10) Make it compulsory for a doctor using a brass plate to have inscribed on it, in addition to the letters indicating his qualifications, the words “Remember that I too am mortal.” Mr. Shaw believed that much of the doctor’s difficulties in providing scientific treatment were the superstitions of the public. He understood that frustrating the demands of the patient will quickly bankrupt the doctor. Despite this understanding, he did not excuse the profession for gratifying the public need for a medical messiah.

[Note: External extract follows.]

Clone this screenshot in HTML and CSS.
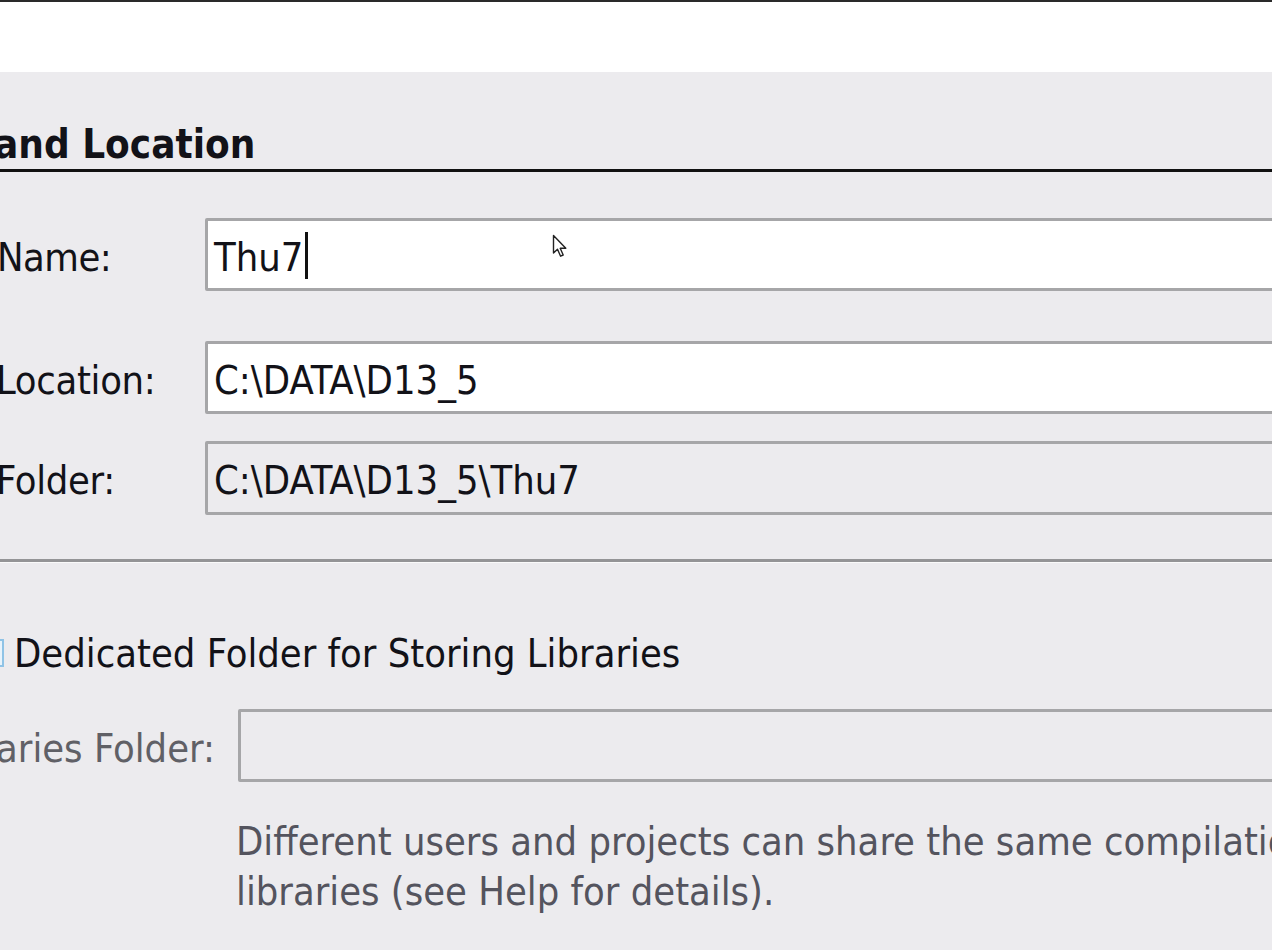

11) In legislation and social organization, proceed on the principle that invalids, meaning persons who cannot keep themselves alive by their own activities, cannot, beyond reason, expect to be kept alive by the activity of others. Mr. Shaw is alluding to the fact that society cannot afford to provide total care for all the needy, and that rationing care should be based upon the usefulness of the person. A very dark proposition indeed.
12) Do not try to live forever. You will not succeed.

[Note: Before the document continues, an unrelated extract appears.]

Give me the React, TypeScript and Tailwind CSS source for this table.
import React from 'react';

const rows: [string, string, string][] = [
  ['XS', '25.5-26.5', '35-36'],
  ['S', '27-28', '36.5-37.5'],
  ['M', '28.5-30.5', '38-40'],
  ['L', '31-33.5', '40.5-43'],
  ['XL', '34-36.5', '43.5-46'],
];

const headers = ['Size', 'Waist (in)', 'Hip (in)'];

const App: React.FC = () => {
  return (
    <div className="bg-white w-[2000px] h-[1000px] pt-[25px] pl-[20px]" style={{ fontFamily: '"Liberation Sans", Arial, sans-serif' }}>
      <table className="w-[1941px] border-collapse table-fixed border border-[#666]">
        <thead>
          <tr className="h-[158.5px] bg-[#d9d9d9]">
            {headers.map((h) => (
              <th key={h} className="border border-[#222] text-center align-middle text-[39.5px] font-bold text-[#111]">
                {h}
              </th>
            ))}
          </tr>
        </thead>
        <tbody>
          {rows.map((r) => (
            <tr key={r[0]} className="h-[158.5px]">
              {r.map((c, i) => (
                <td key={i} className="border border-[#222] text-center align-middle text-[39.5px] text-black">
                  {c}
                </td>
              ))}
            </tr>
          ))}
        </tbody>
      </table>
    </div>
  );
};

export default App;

13) Use your health, even to the point of wearing it out. That is what it is for. Spend all you have before you die; and do not outlive yourself. This may not be as roughly untrue as it sounds. The evidence is piling up that antioxidants may actually reduce lifespan, since intermittent stress on the organism appears to increase length of life. For example, exercise increases free radicals and stresses the organism, but it is indispensable to a healthy lifestyle.
14) Take the utmost care to get well born and well brought up…Be particularly careful to have all this done at the expense of the nation, as otherwise it will not be done at all, the chances being about forty to one against your being able to pay for it directly yourself, even if you know how to set about it.
As a comedic writer, Mr. Shaw pushes concepts to absurdity in order to find humor in the mundane, such that a number of his statement shouldn’t be taken literally. The core of his argument appears to be threefold. First, that medicine was too reliant on ritual and tradition; all too often at the expense of the patient’s health. Second, that organized medicine was too reliant on pushing more drugs and procedures, at the expense of the patient’s health and finances. Third, that organized medicine was too isolated and insular, at the expense of the patient’s possible comprehension of their condition. Regarding the present state of affairs, the gentle reader will have to judge for themselves whether the “was” in the last three sentences should be replaced with an “is.” All in all, it is fortunate that the study of psychology was strictly an academic discipline at the time of Mr. Shaw’s excoriation of medicine. It is likely that the Psychologist’s Dilemma would be equally unflattering.